Lungi dal ritenermi “libero di fare quello che voglio” di non dover “rendere conto a nessuno” (molto incautamente l’ha detto – pare – la collega arrestata in Liguria per aver fatto uno smodato uso personale dell’autovettura di servizio della propria scuola) ho sempre ritenuto di dovermi mettere in condizione di provare al mio datore di lavoro e al mio superiore (il direttore generale) la mia presenza in servizio nelle scuole che ero incaricato di “presidiare”: convinto, per di più – lo ribadisco a beneficio dei nuovi futuri colleghi – che per far funzionare a dovere le scuole bisogna esserci, perché non si può gestire “in remoto”, per via telematica, la complessa trama di relazioni interpersonali che costituisce il “prodotto” dell’azienda scuola.

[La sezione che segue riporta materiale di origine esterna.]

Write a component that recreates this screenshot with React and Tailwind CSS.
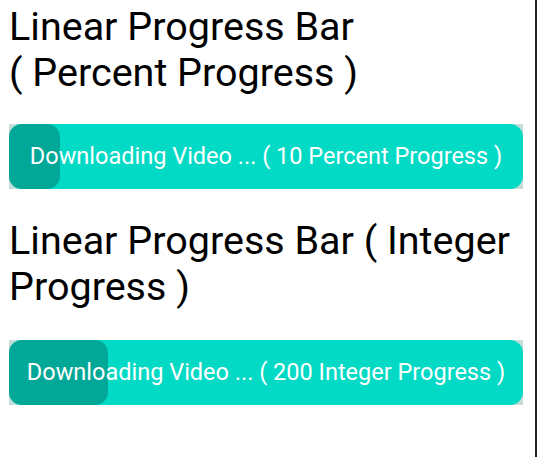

Non solo: dato che si educa non con le prediche, ma con l’esempio, è fondamentale che chi guida un’organizzazione si proponga come modello di dedizione al lavoro, sia rispetto ai propri dipendenti, sia, soprattutto, nei confronti degli studenti e delle famiglie, che hanno l’assoluto bisogno di sapere che il proprio preside “c’è”, e quando serve è pronto ad ascoltare e a intervenire.
Quest’ottica è condivisa dalla larga maggioranza dei colleghi che lavorano “in presenza” almeno una cinquantina di ore alla settimana, e quando occorre anche di più; non vedo quindi alcuna ragione per opporsi alla rilevazione della propria presenza, che farebbe semmai emergere con assoluta chiarezza, anche dal punto di vista quantitativo, la complessità e la delicatezza del nostro lavoro.
Viceversa, sollevare “questioni di principio” serve soltanto a consentire interpretazioni corrive e indulgenti del dettato contrattuale che non prevede un orario settimanale di servizio, ma lo rimette fiduciosamente al senso di responsabilità del dirigente, supponendolo consapevole dei molteplici compiti che è chiamato a svolgere per assicurare la “efficiente ed efficace” gestione della propria scuola.
Sono casi piuttosto rari, ma tutti abbiamo conosciuto o conosciamo presidi che entrano alle nove e se ne vanno all’una, o che arrivano a scuola a mezzogiorno per evitare le seccature e le perdite di tempo che costellano la mattinata: e non vale poi “fermarsi fino alle sette di sera”, dopo che si è clamorosamente mancato al dovere di ascoltare i docenti, i ragazzi e i genitori, delegando ai propri collaboratori e ai docenti anche le questioni più delicate che meriterebbero un intervento del dirigente in prima persona.
Certo, è vero che anche in presenza dell’obbligo delle “timbrature” ci vorrebbe poi qualcuno, dall’alto, che si prendesse la briga di verificarle e di chiedere a certi dirigenti come fanno a essere così bravi a sbrigare in poche ore le incombenze che costringono la larga maggioranza dei comuni mortali a lunghe e defatiganti presenze a scuola: perché si può pur essere bravi a delegare e motivare, ma resta sempre un sacco di lavoro da sbrigare in prima persona. E qui si può aggiungere che sarebbe bello che, anziché far compilare carte inutili per una valutazione dei dirigenti tutta formale e priva di riscontri economici, ci si prendesse la briga di seguire un po’ meglio e più da vicino l’operato dei dirigenti, che – salvo i casi sopra censurati – non hanno nulla da temere o da nascondere, e ai quali farebbe soltanto piacere che ogni tanto qualcuno andasse a trovarli. Quando, una volta, in conferenza di servizio, incautamente lo promise un provveditore di nuova nomina, fu sommerso dall’ilarità generale dei presenti: ovviamente non lo fece, e approdò assai presto alla pensione.